Exercise instructions – Only a number is expected: how many lines in the data below contain the word "document".

───── Provided data

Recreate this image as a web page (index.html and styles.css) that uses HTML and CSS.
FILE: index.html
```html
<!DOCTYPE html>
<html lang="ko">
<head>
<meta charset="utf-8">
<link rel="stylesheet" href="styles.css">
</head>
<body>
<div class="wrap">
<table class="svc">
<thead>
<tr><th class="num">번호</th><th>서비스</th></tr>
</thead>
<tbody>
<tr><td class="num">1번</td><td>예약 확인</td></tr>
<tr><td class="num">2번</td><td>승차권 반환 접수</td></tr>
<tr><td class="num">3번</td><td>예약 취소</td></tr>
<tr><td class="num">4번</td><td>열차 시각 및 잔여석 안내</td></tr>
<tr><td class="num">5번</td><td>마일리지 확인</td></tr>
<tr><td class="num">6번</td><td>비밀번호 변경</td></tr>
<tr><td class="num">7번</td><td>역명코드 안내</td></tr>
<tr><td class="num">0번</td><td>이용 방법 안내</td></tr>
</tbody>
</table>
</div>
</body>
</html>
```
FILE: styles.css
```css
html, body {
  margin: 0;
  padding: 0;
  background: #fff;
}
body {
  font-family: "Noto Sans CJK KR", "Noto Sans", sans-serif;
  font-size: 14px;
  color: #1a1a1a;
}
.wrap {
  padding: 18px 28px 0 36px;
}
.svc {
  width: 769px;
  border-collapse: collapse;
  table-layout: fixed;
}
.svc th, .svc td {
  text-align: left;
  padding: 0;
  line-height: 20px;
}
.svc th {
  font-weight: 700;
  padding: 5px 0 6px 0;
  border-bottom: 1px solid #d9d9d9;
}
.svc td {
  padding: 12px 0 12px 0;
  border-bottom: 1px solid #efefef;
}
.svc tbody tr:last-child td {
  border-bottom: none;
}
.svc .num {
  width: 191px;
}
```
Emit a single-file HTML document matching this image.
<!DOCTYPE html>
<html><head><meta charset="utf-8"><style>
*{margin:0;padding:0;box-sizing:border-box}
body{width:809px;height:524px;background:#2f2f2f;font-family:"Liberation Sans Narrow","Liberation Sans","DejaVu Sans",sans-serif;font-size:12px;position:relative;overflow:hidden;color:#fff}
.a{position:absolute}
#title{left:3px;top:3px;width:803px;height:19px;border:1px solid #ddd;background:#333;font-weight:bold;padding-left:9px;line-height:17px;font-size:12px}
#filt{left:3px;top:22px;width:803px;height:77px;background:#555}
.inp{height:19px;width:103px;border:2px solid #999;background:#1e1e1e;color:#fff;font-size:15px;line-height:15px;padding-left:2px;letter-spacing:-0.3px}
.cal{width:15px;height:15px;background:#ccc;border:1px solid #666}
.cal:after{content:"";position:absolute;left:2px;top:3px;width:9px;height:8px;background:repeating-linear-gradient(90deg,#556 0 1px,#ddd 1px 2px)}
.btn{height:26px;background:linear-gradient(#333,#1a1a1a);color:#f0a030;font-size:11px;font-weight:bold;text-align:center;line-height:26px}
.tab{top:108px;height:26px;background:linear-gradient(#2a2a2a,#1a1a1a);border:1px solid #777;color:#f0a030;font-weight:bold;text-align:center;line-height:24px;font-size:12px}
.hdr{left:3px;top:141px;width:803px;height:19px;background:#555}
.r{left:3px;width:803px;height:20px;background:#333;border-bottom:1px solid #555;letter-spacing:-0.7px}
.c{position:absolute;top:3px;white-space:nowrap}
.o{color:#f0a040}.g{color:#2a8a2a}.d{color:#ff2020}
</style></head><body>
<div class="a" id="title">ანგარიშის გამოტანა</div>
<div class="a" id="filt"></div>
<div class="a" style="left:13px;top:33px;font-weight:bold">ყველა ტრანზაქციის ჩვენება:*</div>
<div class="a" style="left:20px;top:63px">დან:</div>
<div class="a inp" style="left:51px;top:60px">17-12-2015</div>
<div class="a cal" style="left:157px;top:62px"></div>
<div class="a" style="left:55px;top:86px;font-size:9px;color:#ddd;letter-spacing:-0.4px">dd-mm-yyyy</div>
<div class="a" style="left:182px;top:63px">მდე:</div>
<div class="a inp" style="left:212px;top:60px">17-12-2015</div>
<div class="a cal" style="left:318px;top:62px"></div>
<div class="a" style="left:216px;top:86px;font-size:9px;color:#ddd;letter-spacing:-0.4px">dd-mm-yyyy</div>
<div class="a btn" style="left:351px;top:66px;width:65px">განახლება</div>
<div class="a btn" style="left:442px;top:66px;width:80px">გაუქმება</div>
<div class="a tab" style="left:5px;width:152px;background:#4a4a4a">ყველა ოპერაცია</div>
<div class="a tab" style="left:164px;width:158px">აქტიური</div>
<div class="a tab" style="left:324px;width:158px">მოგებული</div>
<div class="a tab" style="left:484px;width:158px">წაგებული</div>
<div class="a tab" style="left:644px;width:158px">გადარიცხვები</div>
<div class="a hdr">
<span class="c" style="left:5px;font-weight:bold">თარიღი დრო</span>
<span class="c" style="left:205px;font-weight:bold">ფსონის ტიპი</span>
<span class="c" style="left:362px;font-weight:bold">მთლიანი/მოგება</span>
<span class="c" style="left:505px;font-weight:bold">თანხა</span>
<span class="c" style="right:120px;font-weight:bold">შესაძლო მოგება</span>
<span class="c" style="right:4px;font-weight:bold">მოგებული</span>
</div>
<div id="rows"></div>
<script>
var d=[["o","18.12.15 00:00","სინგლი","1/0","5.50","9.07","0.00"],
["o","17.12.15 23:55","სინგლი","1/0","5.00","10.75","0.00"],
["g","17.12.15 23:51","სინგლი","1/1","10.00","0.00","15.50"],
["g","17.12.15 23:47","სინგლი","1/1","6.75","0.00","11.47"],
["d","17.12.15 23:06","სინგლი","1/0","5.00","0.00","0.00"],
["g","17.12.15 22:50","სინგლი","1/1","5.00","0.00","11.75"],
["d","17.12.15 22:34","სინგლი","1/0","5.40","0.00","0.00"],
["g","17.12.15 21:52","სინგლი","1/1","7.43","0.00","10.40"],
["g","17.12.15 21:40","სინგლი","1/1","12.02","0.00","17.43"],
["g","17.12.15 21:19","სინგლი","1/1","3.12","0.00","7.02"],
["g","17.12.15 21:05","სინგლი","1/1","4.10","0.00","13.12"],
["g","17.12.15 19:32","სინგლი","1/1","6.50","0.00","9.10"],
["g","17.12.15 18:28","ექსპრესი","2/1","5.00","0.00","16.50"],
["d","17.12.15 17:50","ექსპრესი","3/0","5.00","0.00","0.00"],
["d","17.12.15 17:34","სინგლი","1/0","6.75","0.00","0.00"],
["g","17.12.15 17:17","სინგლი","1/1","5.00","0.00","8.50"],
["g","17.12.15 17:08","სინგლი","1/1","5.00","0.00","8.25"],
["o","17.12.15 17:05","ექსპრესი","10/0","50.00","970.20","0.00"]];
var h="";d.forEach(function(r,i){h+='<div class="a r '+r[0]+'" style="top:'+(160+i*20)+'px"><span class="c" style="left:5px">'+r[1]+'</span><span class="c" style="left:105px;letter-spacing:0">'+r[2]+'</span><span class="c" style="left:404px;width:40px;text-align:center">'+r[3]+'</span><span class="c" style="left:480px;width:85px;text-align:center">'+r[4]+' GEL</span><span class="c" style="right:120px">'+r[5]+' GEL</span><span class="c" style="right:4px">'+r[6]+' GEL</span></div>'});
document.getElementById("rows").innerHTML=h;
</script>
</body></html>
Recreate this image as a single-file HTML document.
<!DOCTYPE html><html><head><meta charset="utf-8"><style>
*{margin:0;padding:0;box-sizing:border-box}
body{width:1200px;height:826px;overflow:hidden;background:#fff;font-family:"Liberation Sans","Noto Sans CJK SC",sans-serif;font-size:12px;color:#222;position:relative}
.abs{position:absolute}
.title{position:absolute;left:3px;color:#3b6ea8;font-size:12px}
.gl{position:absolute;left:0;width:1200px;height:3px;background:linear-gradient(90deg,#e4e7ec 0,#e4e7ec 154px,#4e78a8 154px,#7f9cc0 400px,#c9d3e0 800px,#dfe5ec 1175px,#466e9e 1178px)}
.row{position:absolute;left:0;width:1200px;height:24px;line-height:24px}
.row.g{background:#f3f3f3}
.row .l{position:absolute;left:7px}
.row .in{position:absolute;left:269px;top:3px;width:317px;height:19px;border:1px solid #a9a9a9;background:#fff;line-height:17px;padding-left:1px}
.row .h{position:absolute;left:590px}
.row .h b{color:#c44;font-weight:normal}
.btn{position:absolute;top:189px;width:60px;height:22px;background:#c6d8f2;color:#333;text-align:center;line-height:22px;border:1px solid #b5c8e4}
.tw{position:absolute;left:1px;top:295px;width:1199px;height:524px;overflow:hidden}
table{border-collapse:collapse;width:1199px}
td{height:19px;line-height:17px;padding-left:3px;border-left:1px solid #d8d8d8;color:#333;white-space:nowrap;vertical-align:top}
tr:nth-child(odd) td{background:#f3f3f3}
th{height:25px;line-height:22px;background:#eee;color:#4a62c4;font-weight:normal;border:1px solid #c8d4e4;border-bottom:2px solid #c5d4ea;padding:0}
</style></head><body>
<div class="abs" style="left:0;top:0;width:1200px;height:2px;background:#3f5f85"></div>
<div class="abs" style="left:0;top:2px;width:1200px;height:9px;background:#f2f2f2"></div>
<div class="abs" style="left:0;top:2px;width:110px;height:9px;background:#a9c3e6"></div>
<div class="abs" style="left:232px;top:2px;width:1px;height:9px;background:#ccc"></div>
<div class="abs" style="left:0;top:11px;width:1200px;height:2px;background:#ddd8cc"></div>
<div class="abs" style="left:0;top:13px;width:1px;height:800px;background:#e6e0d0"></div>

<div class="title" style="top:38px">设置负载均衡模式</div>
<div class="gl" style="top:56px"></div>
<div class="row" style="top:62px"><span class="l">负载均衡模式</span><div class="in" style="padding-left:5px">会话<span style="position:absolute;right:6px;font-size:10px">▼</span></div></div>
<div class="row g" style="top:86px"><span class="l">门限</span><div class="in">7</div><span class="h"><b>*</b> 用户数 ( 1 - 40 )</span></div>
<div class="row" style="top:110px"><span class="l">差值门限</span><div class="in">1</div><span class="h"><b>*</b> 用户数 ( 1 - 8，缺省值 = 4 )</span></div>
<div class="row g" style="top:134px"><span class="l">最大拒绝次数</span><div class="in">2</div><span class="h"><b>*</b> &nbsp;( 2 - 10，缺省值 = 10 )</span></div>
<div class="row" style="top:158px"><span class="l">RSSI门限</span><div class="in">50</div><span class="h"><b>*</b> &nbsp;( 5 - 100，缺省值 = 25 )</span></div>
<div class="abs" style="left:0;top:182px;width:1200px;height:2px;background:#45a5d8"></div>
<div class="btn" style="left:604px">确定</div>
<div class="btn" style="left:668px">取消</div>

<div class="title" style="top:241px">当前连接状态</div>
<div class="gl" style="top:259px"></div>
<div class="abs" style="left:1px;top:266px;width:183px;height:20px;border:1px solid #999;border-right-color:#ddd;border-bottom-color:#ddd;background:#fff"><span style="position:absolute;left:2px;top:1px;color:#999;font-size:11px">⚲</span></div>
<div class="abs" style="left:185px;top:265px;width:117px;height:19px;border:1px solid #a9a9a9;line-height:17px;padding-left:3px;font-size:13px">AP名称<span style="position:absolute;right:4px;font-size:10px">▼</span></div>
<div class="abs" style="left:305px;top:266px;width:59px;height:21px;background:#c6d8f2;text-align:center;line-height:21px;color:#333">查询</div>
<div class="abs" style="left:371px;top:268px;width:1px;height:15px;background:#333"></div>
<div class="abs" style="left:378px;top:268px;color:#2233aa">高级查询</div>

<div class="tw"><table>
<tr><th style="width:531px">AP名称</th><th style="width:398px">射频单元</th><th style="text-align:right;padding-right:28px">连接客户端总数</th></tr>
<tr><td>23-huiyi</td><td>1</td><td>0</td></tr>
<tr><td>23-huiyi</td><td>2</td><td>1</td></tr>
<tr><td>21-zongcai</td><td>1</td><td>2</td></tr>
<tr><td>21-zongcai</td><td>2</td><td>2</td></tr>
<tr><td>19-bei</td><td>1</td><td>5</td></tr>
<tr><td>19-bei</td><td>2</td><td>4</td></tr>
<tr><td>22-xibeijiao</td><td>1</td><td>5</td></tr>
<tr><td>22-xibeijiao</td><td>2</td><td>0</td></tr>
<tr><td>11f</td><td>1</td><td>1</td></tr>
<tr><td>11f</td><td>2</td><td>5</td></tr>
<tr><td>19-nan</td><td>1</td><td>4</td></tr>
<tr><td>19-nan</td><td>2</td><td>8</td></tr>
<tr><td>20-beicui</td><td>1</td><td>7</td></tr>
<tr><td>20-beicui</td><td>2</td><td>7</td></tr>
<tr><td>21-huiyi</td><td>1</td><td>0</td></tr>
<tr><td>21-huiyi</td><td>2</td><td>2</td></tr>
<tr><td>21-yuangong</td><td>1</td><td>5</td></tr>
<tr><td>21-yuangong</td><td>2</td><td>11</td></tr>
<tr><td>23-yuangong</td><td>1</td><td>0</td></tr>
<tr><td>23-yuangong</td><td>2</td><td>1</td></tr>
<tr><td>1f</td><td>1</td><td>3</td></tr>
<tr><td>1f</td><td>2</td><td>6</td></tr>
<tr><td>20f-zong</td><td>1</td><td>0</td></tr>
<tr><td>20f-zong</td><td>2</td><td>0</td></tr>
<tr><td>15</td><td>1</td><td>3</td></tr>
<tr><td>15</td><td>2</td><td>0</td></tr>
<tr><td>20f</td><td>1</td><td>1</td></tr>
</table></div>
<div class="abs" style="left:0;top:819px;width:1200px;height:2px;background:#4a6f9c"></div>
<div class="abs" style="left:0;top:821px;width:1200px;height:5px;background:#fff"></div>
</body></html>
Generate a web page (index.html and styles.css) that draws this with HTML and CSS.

──────────

Output for this task – 3